» TASK INSTRUCTIONS:
Go through the listing and return every line with "html" in it.

» DATA LINES:
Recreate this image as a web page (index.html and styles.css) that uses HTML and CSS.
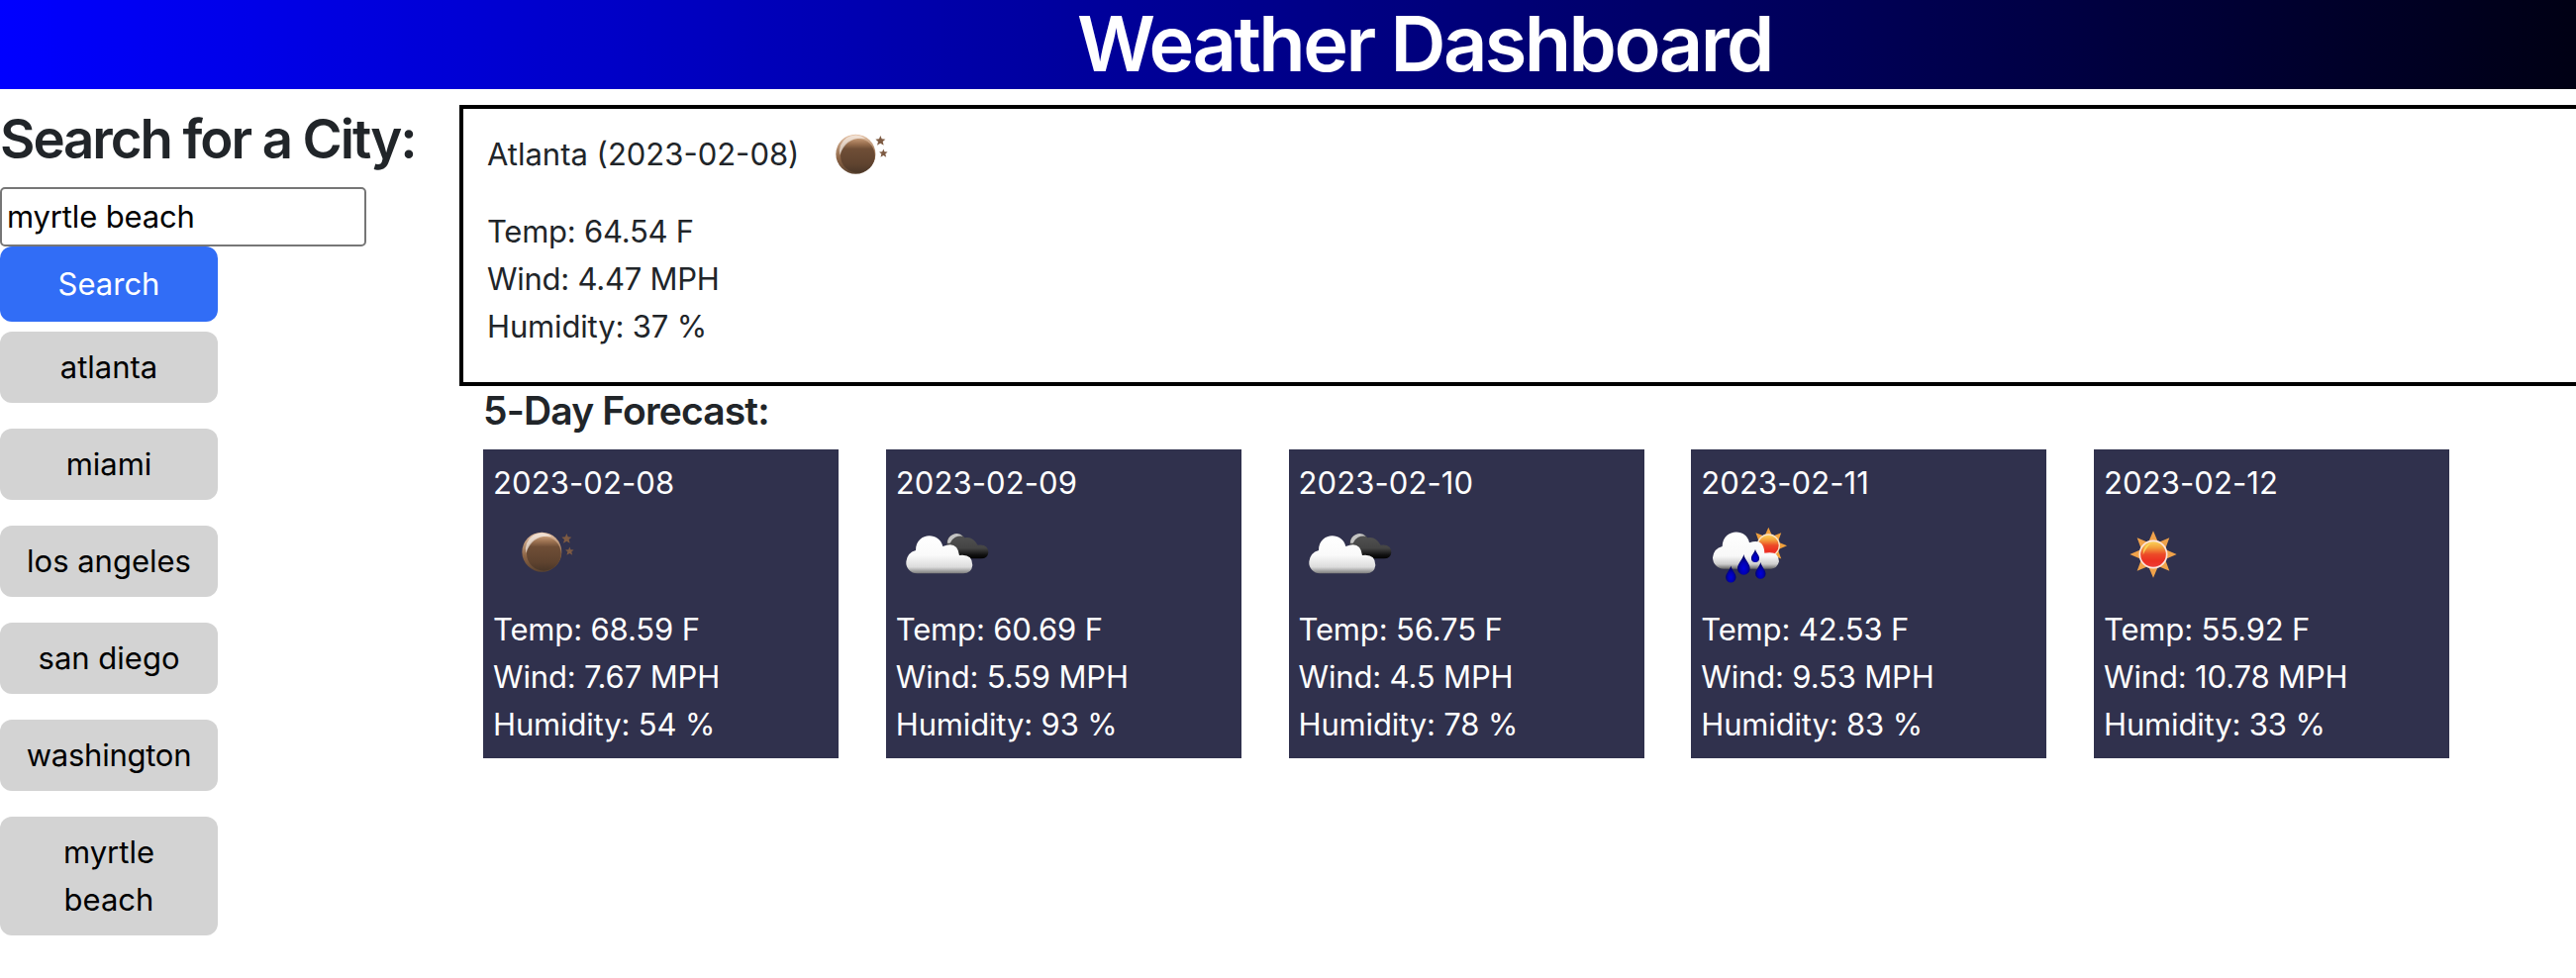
FILE: index.html
```
<!DOCTYPE html>
<html lang="en">
<head>
<meta charset="utf-8">
<title>Weather Dashboard</title>
<link rel="stylesheet" href="styles.css">
</head>
<body>
<svg class="defs" width="0" height="0" aria-hidden="true">
  <defs>
    <linearGradient id="moonFill" x1="0" y1="0" x2="0" y2="1">
      <stop offset="0" stop-color="#c39874"/><stop offset=".15" stop-color="#9a7050"/><stop offset=".3" stop-color="#6f4e36"/><stop offset=".75" stop-color="#5f432f"/><stop offset="1" stop-color="#4a3728"/>
    </linearGradient>
    <linearGradient id="moonRim" x1="0" y1="0" x2="0" y2="1">
      <stop offset="0" stop-color="#e6c3a6"/><stop offset=".6" stop-color="#8d6546"/><stop offset="1" stop-color="#5b4330"/>
    </linearGradient>
    <linearGradient id="cloudFill" gradientUnits="userSpaceOnUse" x1="0" y1="95" x2="0" y2="209">
      <stop offset="0" stop-color="#fff"/><stop offset=".5" stop-color="#fafafa"/><stop offset=".82" stop-color="#dcdcdc"/><stop offset="1" stop-color="#777"/>
    </linearGradient>
    <linearGradient id="darkFill" gradientUnits="userSpaceOnUse" x1="0" y1="82" x2="0" y2="164">
      <stop offset="0" stop-color="#555"/><stop offset=".6" stop-color="#444"/><stop offset=".85" stop-color="#111"/><stop offset="1" stop-color="#000"/>
    </linearGradient>
    <linearGradient id="rainCloud" gradientUnits="userSpaceOnUse" x1="0" y1="84" x2="0" y2="194">
      <stop offset="0" stop-color="#fff"/><stop offset=".65" stop-color="#f8f8f8"/><stop offset=".87" stop-color="#ccc"/><stop offset="1" stop-color="#666"/>
    </linearGradient>
    <linearGradient id="sunFill" x1="0" y1="0" x2="0" y2="1">
      <stop offset="0" stop-color="#fbd75c"/><stop offset=".25" stop-color="#f3a03c"/><stop offset=".5" stop-color="#ec4a28"/><stop offset=".75" stop-color="#ec2f22"/><stop offset="1" stop-color="#ee3d3a"/>
    </linearGradient>
    <radialGradient id="dropFill" cx=".5" cy=".68" r=".55">
      <stop offset="0" stop-color="#0000dc"/><stop offset=".5" stop-color="#0000b4"/><stop offset="1" stop-color="#000060"/>
    </radialGradient>
    <path id="star" d="M0-15 4-5 15-4 7 3 10 14 0 8-10 14-7 3-15-4-4-5Z"/>
    <path id="drop" d="M0-32C3-16 19-4 19 11A19 19 0 0 1-19 11C-19-4-3-16 0-32Z"/>
    <path id="rays" d="M0-71 15-36 49-50 36-15 71 0 36 15 49 50 15 36 0 71-15 36-49 50-36 15-71 0-36-15-49-50-15-36Z"/>
    <g id="moon">
      <circle cx="112" cy="143" r="60" fill="url(#moonRim)"/>
      <circle cx="118" cy="148" r="52" fill="url(#moonFill)"/>
      <path d="M64 146A49 49 0 0 1 142 96Q84 88 64 146Z" fill="#fff" opacity=".55"/>
      <use href="#star" x="187" y="102" fill="#7d5a42"/>
      <use href="#star" transform="translate(196 140) scale(.85)" fill="#7d5a42"/>
    </g>
    <g id="clouds">
      <path d="M168 118A30 30 0 0 1 222 100Q246 94 262 122Q294 118 294 145Q292 163 272 163H190Z" fill="url(#darkFill)"/>
      <path d="M170 116A28 28 0 0 1 217 95A34 34 0 0 0 178 116Z" fill="#c4c4c4"/>
      <path d="M78 208A33 33 0 0 1 45 172Q48 145 74 138C74 82 146 80 156 126Q200 108 206 153Q246 148 246 183Q243 208 218 208Z" fill="url(#cloudFill)"/>
    </g>
    <g id="rain">
      <use href="#rays" transform="translate(230 124) scale(.79)" fill="#f0a03c"/>
      <circle cx="230" cy="123" r="33" fill="url(#sunFill)" stroke="#fbe3c4" stroke-width="4"/>
      <path d="M94 194A34 34 0 0 1 61 160Q64 132 90 126C92 70 165 70 172 115Q216 100 218 146Q262 138 262 172Q256 194 238 194Z" fill="url(#rainCloud)"/>
      <g fill="url(#dropFill)">
        <use href="#drop" x="155" y="182"/>
        <use href="#drop" transform="translate(116 211) scale(.82)"/>
        <use href="#drop" transform="translate(190 155) scale(.64)"/>
        <use href="#drop" transform="translate(206 200) scale(.82)"/>
      </g>
    </g>
    <g id="sun">
      <use href="#rays" x="165" y="150" fill="#f0a24a"/>
      <circle cx="165" cy="150" r="41" fill="url(#sunFill)" stroke="#fce4dc" stroke-width="5"/>
      <path d="M134 152Q132 122 160 115Q144 128 134 152Z" fill="#fbe060" opacity=".8"/>
    </g>
  </defs>
</svg>

<header class="banner"><h1 class="banner-title">Weather Dashboard</h1></header>

<main class="layout">
  <aside class="sidebar">
    <h2 class="search-title">Search for a City:</h2>
    <input class="search-input" type="text" value="myrtle beach" aria-label="City">
    <button class="btn btn-primary">Search</button>
    <div class="history">
      <button class="btn even">atlanta</button>
      <button class="btn even">miami</button>
      <button class="btn">los angeles</button>
      <button class="btn">san diego</button>
      <button class="btn tight">washington</button>
      <button class="btn">myrtle beach</button>
    </div>
  </aside>

  <div class="content">
    <section class="current">
      <div class="current-head">
        <span class="even">Atlanta (2023-02-08)</span>
        <svg class="icon" viewBox="-36 6 300 300"><use href="#moon"/></svg>
      </div>
      <p class="row tight">Temp: 64.54 F</p>
      <p class="row tight">Wind: 4.47 MPH</p>
      <p class="row">Humidity: 37 %</p>
    </section>

    <h3 class="forecast-title">5-Day Forecast:</h3>
    <section class="forecast">
      <article class="card">
        <p class="row date">2023-02-08</p>
        <svg class="icon" viewBox="-36 6 300 300"><use href="#moon"/></svg>
        <p class="row">Temp: 68.59 F</p><p class="row">Wind: 7.67 MPH</p><p class="row">Humidity: 54 %</p>
      </article>
      <article class="card">
        <p class="row date">2023-02-09</p>
        <svg class="icon" viewBox="14 6 300 300"><use href="#clouds"/></svg>
        <p class="row">Temp: 60.69 F</p><p class="row">Wind: 5.59 MPH</p><p class="row">Humidity: 93 %</p>
      </article>
      <article class="card">
        <p class="row date">2023-02-10</p>
        <svg class="icon" viewBox="14 6 300 300"><use href="#clouds"/></svg>
        <p class="row">Temp: 56.75 F</p><p class="row">Wind: 4.5 MPH</p><p class="row">Humidity: 78 %</p>
      </article>
      <article class="card">
        <p class="row date">2023-02-11</p>
        <svg class="icon" viewBox="25 6 300 300"><use href="#rain"/></svg>
        <p class="row">Temp: 42.53 F</p><p class="row">Wind: 9.53 MPH</p><p class="row">Humidity: 83 %</p>
      </article>
      <article class="card">
        <p class="row date">2023-02-12</p>
        <svg class="icon" viewBox="15 6 300 300"><use href="#sun"/></svg>
        <p class="row">Temp: 55.92 F</p><p class="row">Wind: 10.78 MPH</p><p class="row">Humidity: 33 %</p>
      </article>
    </section>
  </div>
</main>
</body>
</html>
```
FILE: styles.css
```
* { box-sizing: border-box; }

body {
  margin: 0;
  background: #fff;
  color: #212529;
  font: 400 31px/48px Inter, "Liberation Sans", sans-serif;
  letter-spacing: -0.15px;
}

h1, h2, h3, p { margin: 0; }

.defs { display: block; }
.even { letter-spacing: 0; }
.tight { letter-spacing: -0.25px; }

.banner {
  height: 90px;
  padding-left: 1088px;
  background: linear-gradient(to right, #0000ff, #000014);
  color: #fff;
}

.banner-title {
  font-size: 77.5px;
  font-weight: 560;
  line-height: 88px;
  letter-spacing: -2.6px;
}

.layout { display: flex; }

.sidebar {
  width: 464px;
  flex: none;
  display: flex;
  flex-direction: column;
  align-items: flex-start;
  padding-top: 17px;
}

.search-title {
  padding-bottom: 15px;
  font-size: 54.5px;
  font-weight: 560;
  line-height: 67px;
  letter-spacing: -2.05px;
  white-space: nowrap;
}

.search-input {
  width: 370px;
  height: 60px;
  margin: 0;
  padding: 0 5px 2px;
  border: 2px solid #767676;
  border-radius: 5px;
  background: #fff;
  color: #000;
  font: inherit;
  letter-spacing: inherit;
}

.btn {
  display: block;
  width: 220px;
  padding: 12px 20px;
  border: 0;
  border-radius: 12px;
  background: #d3d3d3;
  color: #000;
  font: inherit;
  text-align: center;
}

.btn-primary {
  padding: 14px 20px;
  background: #316df6;
  color: #fff;
}

.history {
  display: flex;
  flex-direction: column;
  gap: 26px;
  padding-top: 10px;
}

.content { flex: 1; min-width: 0; padding-top: 16px; }

.current {
  height: 284px;
  padding-left: 24px;
  border: 4px solid #000;
  border-right: 0;
}

.current-head {
  display: flex;
  gap: 8px;
  height: 100px;
}

.current-head span { width: 315px; padding-top: 22px; white-space: nowrap; }

.icon { display: block; width: 100px; height: 100px; flex: none; }

.forecast-title {
  padding: 1px 0 15px 24px;
  font-size: 39px;
  font-weight: 560;
  line-height: 48px;
  letter-spacing: -0.85px;
}

.forecast {
  display: flex;
  gap: 47.75px;
  padding-left: 24px;
}

.card {
  width: 359px;
  height: 312px;
  padding: 10px;
  flex: none;
  background: #30314d;
  color: #fff;
}

.date { letter-spacing: 0.1px; }
```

» RESULT OF THE TASK:
Recreate this image as a web page (index.html and styles.css) that uses HTML and CSS.
FILE: index.html
<!DOCTYPE html>
<html lang="en">
</html>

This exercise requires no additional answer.